» What is required:
Copy each line of the material below that includes the string "React".

» Rows:
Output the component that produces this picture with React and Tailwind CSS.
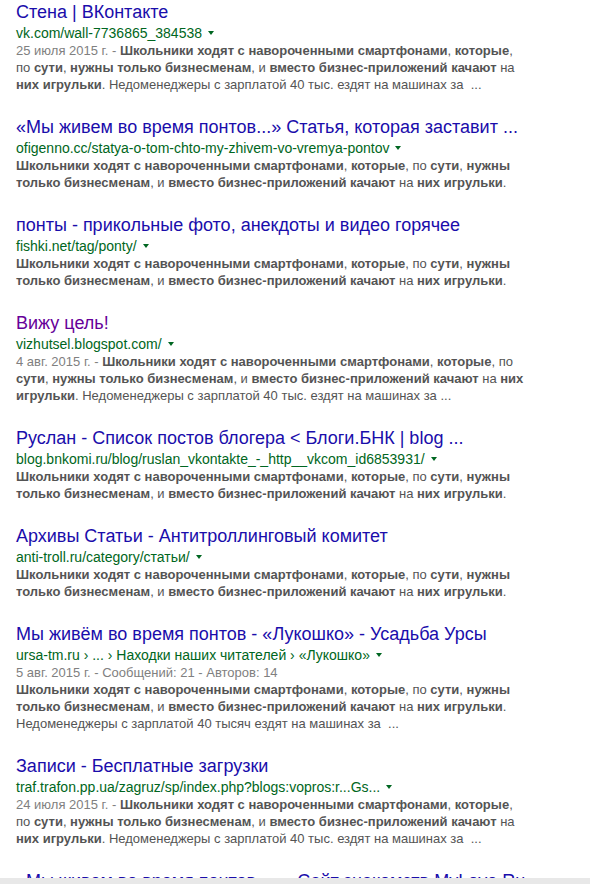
const B = ({ children }) => <b className="font-bold">{children}</b>

const Arrow = () => (
  <span className="inline-block ml-[6px] align-middle mb-[2px] w-0 h-0 border-l-[3.5px] border-r-[3.5px] border-t-[4px] border-l-transparent border-r-transparent border-t-[#006621]" />
)

const LONG = (date) => [
  <>
    {date && <span className="text-[#808080]">{date} - </span>}
    <B>Школьники ходят с навороченными смартфонами</B>, <B>которые</B>,
  </>,
  <>
    по <B>сути</B>, <B>нужны только бизнесменам</B>, и <B>вместо бизнес-приложений качают</B> на
  </>,
  <>
    <B>них игрульки</B>. Недоменеджеры с зарплатой 40 тыс. ездят на машинах за&nbsp; ...
  </>,
]

const SHORT = [
  <>
    <B>Школьники ходят с навороченными смартфонами</B>, <B>которые</B>, по <B>сути</B>, <B>нужны</B>
  </>,
  <>
    <B>только бизнесменам</B>, и <B>вместо бизнес-приложений качают</B> на <B>них игрульки</B>.
  </>,
]

const RESULTS = [
  { title: 'Стена | ВКонтакте', url: 'vk.com/wall-7736865_384538', lines: LONG('25 июля 2015 г.') },
  { title: '«Мы живем во время понтов...» Статья, которая заставит ...', url: 'ofigenno.cc/statya-o-tom-chto-my-zhivem-vo-vremya-pontov', lines: SHORT },
  { title: 'понты - прикольные фото, анекдоты и видео горячее', url: 'fishki.net/tag/ponty/', lines: SHORT },
  {
    title: 'Вижу цель!',
    visited: true,
    url: 'vizhutsel.blogspot.com/',
    lines: [
      <>
        <span className="text-[#808080]">4 авг. 2015 г. - </span>
        <B>Школьники ходят с навороченными смартфонами</B>, <B>которые</B>, по
      </>,
      <>
        <B>сути</B>, <B>нужны только бизнесменам</B>, и <B>вместо бизнес-приложений качают</B> на <B>них</B>
      </>,
      <>
        <B>игрульки</B>. Недоменеджеры с зарплатой 40 тыс. ездят на машинах за ...
      </>,
    ],
  },
  { title: 'Руслан - Список постов блогера < Блоги.БНК | blog ...', url: 'blog.bnkomi.ru/blog/ruslan_vkontakte_-_http__vkcom_id6853931/', lines: SHORT },
  { title: 'Архивы Статьи - Антитроллинговый комитет', url: 'anti-troll.ru/category/статьи/', lines: SHORT },
  {
    title: 'Мы живём во время понтов - «Лукошко» - Усадьба Урсы',
    url: 'ursa-tm.ru › ... › Находки наших читателей › «Лукошко»',
    lines: [
      <span className="text-[#808080]">5 авг. 2015 г. - Сообщений: 21 - Авторов: 14</span>,
      ...SHORT,
      <>Недоменеджеры с зарплатой 40 тысяч ездят на машинах за&nbsp; ...</>,
    ],
  },
  { title: 'Записи - Бесплатные загрузки', url: 'traf.trafon.pp.ua/zagruz/sp/index.php?blogs:vopros:r...Gs...', lines: LONG('24 июля 2015 г.') },
  { title: '«Мы живем во время понтов...» - Сайт знакомств MyLove.Ru', url: 'mylove.ru', lines: SHORT },
]

export default function App() {
  return (
    <div className="relative h-[884px] overflow-hidden bg-white font-['Liberation_Sans',Arial,sans-serif]">
      <div className="flex flex-col gap-[23px] pl-4 pt-[1px]">
        {RESULTS.map((r, i) => (
          <div key={i} className="flex flex-col">
            <div className={`text-[18px] leading-[22px] whitespace-nowrap ${r.visited ? 'text-[#609]' : 'text-[#1a0dab]'}`}>
              {r.title}
            </div>
            <div className="mt-[1px] text-[14px] leading-[18px] text-[#006621] whitespace-nowrap">
              {r.url}
              <Arrow />
            </div>
            <div className="text-[13px] leading-[17px] text-[#545454]">
              {r.lines.map((l, j) => (
                <div key={j} className="whitespace-nowrap">{l}</div>
              ))}
            </div>
          </div>
        ))}
      </div>
      <div className="absolute left-0 right-0 bottom-0 h-[6px] bg-[#e8e8e8]" />
    </div>
  )
}
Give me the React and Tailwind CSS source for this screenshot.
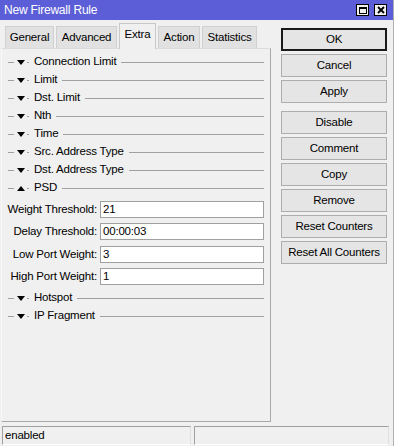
import React from "react";

const SECTIONS_TOP = [
  "Connection Limit",
  "Limit",
  "Dst. Limit",
  "Nth",
  "Time",
  "Src. Address Type",
  "Dst. Address Type",
];

const FIELDS = [
  { label: "Weight Threshold:", value: "21" },
  { label: "Delay Threshold:", value: "00:00:03" },
  { label: "Low Port Weight:", value: "3" },
  { label: "High Port Weight:", value: "1" },
];

const TABS = [
  { name: "General", w: "w-[49px]" },
  { name: "Advanced", w: "w-[61px]" },
  { name: "Extra", w: "w-[37px]" },
  { name: "Action", w: "w-[42px]" },
  { name: "Statistics", w: "w-[55px]" },
];

function Arrow({ up }) {
  return (
    <svg width="8" height="5" viewBox="0 0 8 5" className="shrink-0">
      {up ? <path d="M0 5 L4 0 L8 5 Z" fill="#000" /> : <path d="M0 0 L8 0 L4 5 Z" fill="#000" />}
    </svg>
  );
}

function Section({ title, open }) {
  return (
    <div className="flex items-center h-[18px]">
      <span className="w-[6px] h-px bg-[#a0a0a0] ml-[6px]" />
      <span className="ml-[3px]">
        <Arrow up={open} />
      </span>
      <span className="w-[2px] h-px bg-[#a0a0a0] ml-[2px]" />
      <span className="ml-[5px] leading-none">{title}</span>
      <span className="flex-1 h-px bg-[#a0a0a0] ml-[5px]" />
    </div>
  );
}

function Btn({ children, primary }) {
  return (
    <button
      className={
        "h-[23px] w-[106px] bg-[#e5e5e5] text-[11.5px] tracking-[-0.2px] text-black leading-none " +
        (primary ? "border-2 border-[#1a1a1a]" : "border border-[#adadad]")
      }
    >
      {children}
    </button>
  );
}

export default function App() {
  return (
    <div
      className="w-[394px] h-[446px] bg-[#f0f0f0] flex flex-col text-[11.5px] tracking-[-0.2px] text-black border-r border-[#b0b0b0] overflow-hidden"
      style={{ fontFamily: '"Liberation Sans", Arial, sans-serif' }}
    >
      {/* title bar */}
      <div className="h-[20px] bg-[#5b5ed6] flex items-center pl-[4px] pr-[6px]">
        <span className="text-white text-[12px] tracking-[-0.2px] leading-none">New Firewall Rule</span>
        <div className="ml-auto flex gap-[5px]">
          <div className="w-[13px] h-[12px] bg-[#f0f0f0] border border-black flex items-center justify-center">
            <div className="w-[8px] h-[7px] border border-black border-t-2" />
          </div>
          <div className="w-[13px] h-[12px] bg-[#f0f0f0] border border-black flex items-center justify-center">
            <svg width="8" height="8" viewBox="0 0 8 8">
              <path d="M1 1 L7 7 M7 1 L1 7" stroke="#000" strokeWidth="1.8" />
            </svg>
          </div>
        </div>
      </div>

      <div className="flex flex-1">
        {/* left: tabs + panel */}
        <div className="w-[271px] flex flex-col pl-[1px]">
          <div className="h-[28px] flex items-end pl-[4px] gap-[2px] relative z-10">
            {TABS.map((t) =>
              t.name === "Extra" ? (
                <div
                  key={t.name}
                  className={t.w + " h-[26px] bg-[#f0f0f0] border border-b-0 border-[#c8c8c8] flex items-center justify-center mb-[-1px] pb-[3px]"}
                >
                  {t.name}
                </div>
              ) : (
                <div
                  key={t.name}
                  className={t.w + " h-[22px] bg-[#e1e1e1] border border-b-0 border-[#d0d0d0] flex items-center justify-center"}
                >
                  {t.name}
                </div>
              )
            )}
          </div>
          <div className="h-[374px] border border-[#a8a8a8] border-t-[#dcdcdc] border-l-[#f8f8f8] pt-[4px] pr-[6px] flex flex-col">
            {SECTIONS_TOP.map((s) => (
              <Section key={s} title={s} />
            ))}
            <Section title="PSD" open />
            <div className="flex flex-col gap-[5px] mt-[4px]">
              {FIELDS.map((f) => (
                <div key={f.label} className="flex items-center">
                  <span className="w-[95px] text-right whitespace-nowrap">{f.label}</span>
                  <div className="ml-[3px] flex-1 h-[17px] bg-white border border-[#a0a0a0] flex items-center pl-[2px]">
                    {f.value}
                  </div>
                </div>
              ))}
            </div>
            <div className="mt-[4px]">
              <Section title="Hotspot" />
              <Section title="IP Fragment" />
            </div>
          </div>
        </div>

        {/* right: buttons */}
        <div className="ml-[10px] pt-[8px] flex flex-col">
          <div className="flex flex-col gap-[3px]">
            <Btn primary>OK</Btn>
            <Btn>Cancel</Btn>
            <Btn>Apply</Btn>
          </div>
          <div className="flex flex-col gap-[3px] mt-[8px]">
            <Btn>Disable</Btn>
            <Btn>Comment</Btn>
            <Btn>Copy</Btn>
            <Btn>Remove</Btn>
            <Btn>Reset Counters</Btn>
            <Btn>Reset All Counters</Btn>
          </div>
        </div>
      </div>

      {/* status bar */}
      <div className="h-[22px] flex gap-[3px] pl-[2px] pr-[4px] pt-[2px] pb-[1px]">
        <div className="w-[189px] border border-[#a0a0a0] border-r-[#e0e0e0] border-b-[#ffffff] flex items-center pl-[2px]">
          enabled
        </div>
        <div className="flex-1 border border-[#a0a0a0] border-r-[#e0e0e0] border-b-[#ffffff]" />
      </div>
    </div>
  );
}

» Response below:
Output the component that produces this picture with React and Tailwind CSS.
Give me the React and Tailwind CSS source for this screenshot.
import React from "react";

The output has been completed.